◆ **MATERIAL PROVIDED**
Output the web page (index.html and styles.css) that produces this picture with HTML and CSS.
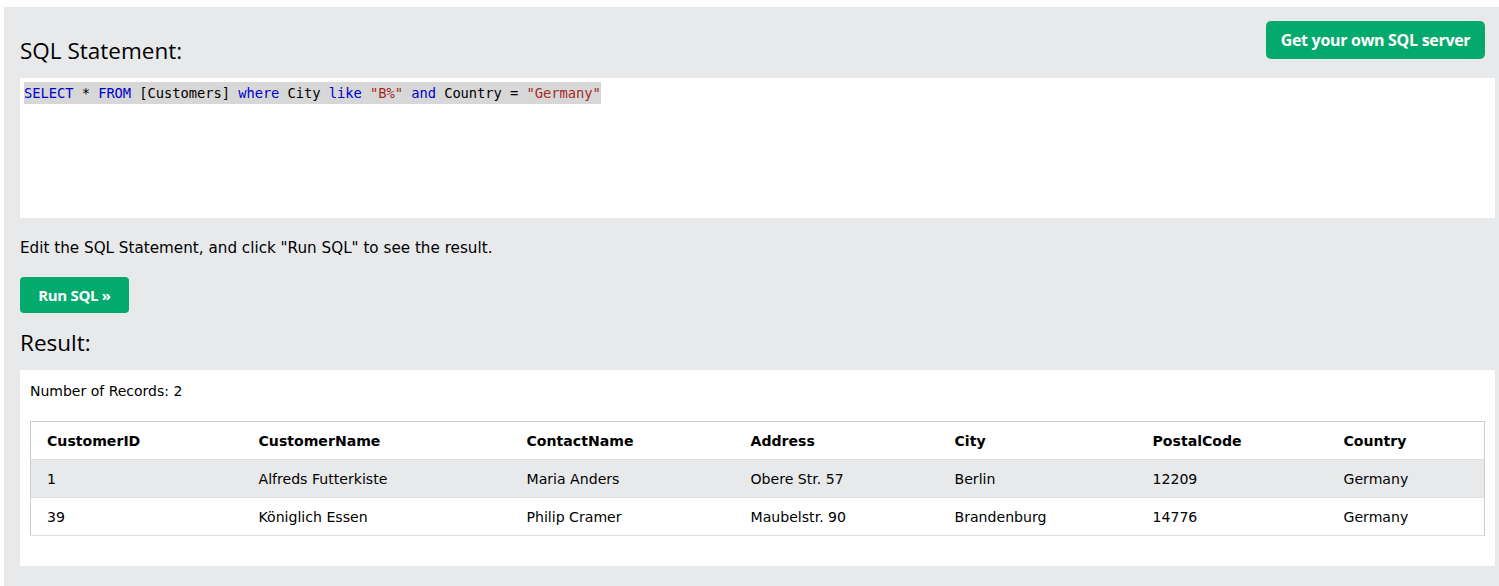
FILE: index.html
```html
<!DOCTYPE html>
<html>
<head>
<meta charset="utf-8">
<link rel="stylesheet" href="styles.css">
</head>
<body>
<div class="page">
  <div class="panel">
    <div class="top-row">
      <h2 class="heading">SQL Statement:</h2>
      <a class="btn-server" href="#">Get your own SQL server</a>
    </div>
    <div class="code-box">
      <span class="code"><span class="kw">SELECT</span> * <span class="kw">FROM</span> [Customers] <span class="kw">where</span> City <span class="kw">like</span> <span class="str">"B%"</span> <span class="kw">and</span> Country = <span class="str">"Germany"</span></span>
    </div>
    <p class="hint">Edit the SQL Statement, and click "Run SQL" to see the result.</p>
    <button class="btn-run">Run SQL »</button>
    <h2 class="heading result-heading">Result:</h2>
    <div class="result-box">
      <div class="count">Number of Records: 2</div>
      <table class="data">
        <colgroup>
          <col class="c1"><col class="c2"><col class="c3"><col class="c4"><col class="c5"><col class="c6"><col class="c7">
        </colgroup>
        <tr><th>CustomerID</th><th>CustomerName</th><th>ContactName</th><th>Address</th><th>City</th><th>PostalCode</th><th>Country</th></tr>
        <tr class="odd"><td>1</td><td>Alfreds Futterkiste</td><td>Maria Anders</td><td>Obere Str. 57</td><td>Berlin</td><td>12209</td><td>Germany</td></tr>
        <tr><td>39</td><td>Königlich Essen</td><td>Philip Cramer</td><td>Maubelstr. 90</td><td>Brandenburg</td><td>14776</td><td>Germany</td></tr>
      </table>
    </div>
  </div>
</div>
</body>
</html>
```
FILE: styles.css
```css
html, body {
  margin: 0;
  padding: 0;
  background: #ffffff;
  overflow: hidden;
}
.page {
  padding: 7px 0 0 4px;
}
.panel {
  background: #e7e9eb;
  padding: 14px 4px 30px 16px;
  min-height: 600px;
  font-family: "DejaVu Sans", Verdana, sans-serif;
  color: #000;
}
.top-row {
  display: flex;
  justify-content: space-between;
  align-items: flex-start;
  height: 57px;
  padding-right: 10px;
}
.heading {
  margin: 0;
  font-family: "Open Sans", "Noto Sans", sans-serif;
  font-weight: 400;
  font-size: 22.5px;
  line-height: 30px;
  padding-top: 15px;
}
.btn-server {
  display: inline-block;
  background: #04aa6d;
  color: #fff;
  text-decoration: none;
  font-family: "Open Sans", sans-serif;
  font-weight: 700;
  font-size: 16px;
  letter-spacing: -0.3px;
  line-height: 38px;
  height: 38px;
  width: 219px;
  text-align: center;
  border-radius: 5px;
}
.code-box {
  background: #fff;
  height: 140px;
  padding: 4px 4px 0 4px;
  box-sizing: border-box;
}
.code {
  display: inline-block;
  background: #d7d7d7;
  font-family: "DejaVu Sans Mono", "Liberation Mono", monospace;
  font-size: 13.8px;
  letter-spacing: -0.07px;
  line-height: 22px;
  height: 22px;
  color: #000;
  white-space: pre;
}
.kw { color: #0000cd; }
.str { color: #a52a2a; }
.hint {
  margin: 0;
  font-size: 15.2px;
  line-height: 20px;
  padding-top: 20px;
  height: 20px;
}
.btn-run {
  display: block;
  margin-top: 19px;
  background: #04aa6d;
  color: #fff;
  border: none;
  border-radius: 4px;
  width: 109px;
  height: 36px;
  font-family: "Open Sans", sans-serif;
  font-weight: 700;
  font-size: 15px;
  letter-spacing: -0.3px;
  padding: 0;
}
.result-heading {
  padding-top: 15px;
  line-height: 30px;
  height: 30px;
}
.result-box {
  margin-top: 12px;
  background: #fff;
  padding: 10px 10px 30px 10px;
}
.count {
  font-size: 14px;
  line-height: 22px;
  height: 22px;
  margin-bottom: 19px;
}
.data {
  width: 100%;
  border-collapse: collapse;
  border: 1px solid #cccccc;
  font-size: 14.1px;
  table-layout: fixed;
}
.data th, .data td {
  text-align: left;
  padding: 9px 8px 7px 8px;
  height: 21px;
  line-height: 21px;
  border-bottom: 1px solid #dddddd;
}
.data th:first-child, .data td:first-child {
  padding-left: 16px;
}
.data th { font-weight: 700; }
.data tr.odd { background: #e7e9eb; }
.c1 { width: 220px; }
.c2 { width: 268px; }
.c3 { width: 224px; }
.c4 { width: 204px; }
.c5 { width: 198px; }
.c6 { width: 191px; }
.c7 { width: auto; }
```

◆ **WRITTEN INSTRUCTION**
Take the listing above and print it exactly, apart from the pictures.

◆ **EXERCISE ANSWER**
Output the web page (index.html and styles.css) that produces this picture with HTML and CSS.
FILE: index.html
```html
<!DOCTYPE html>
<html>
<head>
<meta charset="utf-8">
<link rel="stylesheet" href="styles.css">
</head>
<body>
<div class="page">
  <div class="panel">
    <div class="top-row">
      <h2 class="heading">SQL Statement:</h2>
      <a class="btn-server" href="#">Get your own SQL server</a>
    </div>
    <div class="code-box">
      <span class="code"><span class="kw">SELECT</span> * <span class="kw">FROM</span> [Customers] <span class="kw">where</span> City <span class="kw">like</span> <span class="str">"B%"</span> <span class="kw">and</span> Country = <span class="str">"Germany"</span></span>
    </div>
    <p class="hint">Edit the SQL Statement, and click "Run SQL" to see the result.</p>
    <button class="btn-run">Run SQL »</button>
    <h2 class="heading result-heading">Result:</h2>
    <div class="result-box">
      <div class="count">Number of Records: 2</div>
      <table class="data">
        <colgroup>
          <col class="c1"><col class="c2"><col class="c3"><col class="c4"><col class="c5"><col class="c6"><col class="c7">
        </colgroup>
        <tr><th>CustomerID</th><th>CustomerName</th><th>ContactName</th><th>Address</th><th>City</th><th>PostalCode</th><th>Country</th></tr>
        <tr class="odd"><td>1</td><td>Alfreds Futterkiste</td><td>Maria Anders</td><td>Obere Str. 57</td><td>Berlin</td><td>12209</td><td>Germany</td></tr>
        <tr><td>39</td><td>Königlich Essen</td><td>Philip Cramer</td><td>Maubelstr. 90</td><td>Brandenburg</td><td>14776</td><td>Germany</td></tr>
      </table>
    </div>
  </div>
</div>
</body>
</html>
```
FILE: styles.css
```css
html, body {
  margin: 0;
  padding: 0;
  background: #ffffff;
  overflow: hidden;
}
.page {
  padding: 7px 0 0 4px;
}
.panel {
  background: #e7e9eb;
  padding: 14px 4px 30px 16px;
  min-height: 600px;
  font-family: "DejaVu Sans", Verdana, sans-serif;
  color: #000;
}
.top-row {
  display: flex;
  justify-content: space-between;
  align-items: flex-start;
  height: 57px;
  padding-right: 10px;
}
.heading {
  margin: 0;
  font-family: "Open Sans", "Noto Sans", sans-serif;
  font-weight: 400;
  font-size: 22.5px;
  line-height: 30px;
  padding-top: 15px;
}
.btn-server {
  display: inline-block;
  background: #04aa6d;
  color: #fff;
  text-decoration: none;
  font-family: "Open Sans", sans-serif;
  font-weight: 700;
  font-size: 16px;
  letter-spacing: -0.3px;
  line-height: 38px;
  height: 38px;
  width: 219px;
  text-align: center;
  border-radius: 5px;
}
.code-box {
  background: #fff;
  height: 140px;
  padding: 4px 4px 0 4px;
  box-sizing: border-box;
}
.code {
  display: inline-block;
  background: #d7d7d7;
  font-family: "DejaVu Sans Mono", "Liberation Mono", monospace;
  font-size: 13.8px;
  letter-spacing: -0.07px;
  line-height: 22px;
  height: 22px;
  color: #000;
  white-space: pre;
}
.kw { color: #0000cd; }
.str { color: #a52a2a; }
.hint {
  margin: 0;
  font-size: 15.2px;
  line-height: 20px;
  padding-top: 20px;
  height: 20px;
}
.btn-run {
  display: block;
  margin-top: 19px;
  background: #04aa6d;
  color: #fff;
  border: none;
  border-radius: 4px;
  width: 109px;
  height: 36px;
  font-family: "Open Sans", sans-serif;
  font-weight: 700;
  font-size: 15px;
  letter-spacing: -0.3px;
  padding: 0;
}
.result-heading {
  padding-top: 15px;
  line-height: 30px;
  height: 30px;
}
.result-box {
  margin-top: 12px;
  background: #fff;
  padding: 10px 10px 30px 10px;
}
.count {
  font-size: 14px;
  line-height: 22px;
  height: 22px;
  margin-bottom: 19px;
}
.data {
  width: 100%;
  border-collapse: collapse;
  border: 1px solid #cccccc;
  font-size: 14.1px;
  table-layout: fixed;
}
.data th, .data td {
  text-align: left;
  padding: 9px 8px 7px 8px;
  height: 21px;
  line-height: 21px;
  border-bottom: 1px solid #dddddd;
}
.data th:first-child, .data td:first-child {
  padding-left: 16px;
}
.data th { font-weight: 700; }
.data tr.odd { background: #e7e9eb; }
.c1 { width: 220px; }
.c2 { width: 268px; }
.c3 { width: 224px; }
.c4 { width: 204px; }
.c5 { width: 198px; }
.c6 { width: 191px; }
.c7 { width: auto; }
```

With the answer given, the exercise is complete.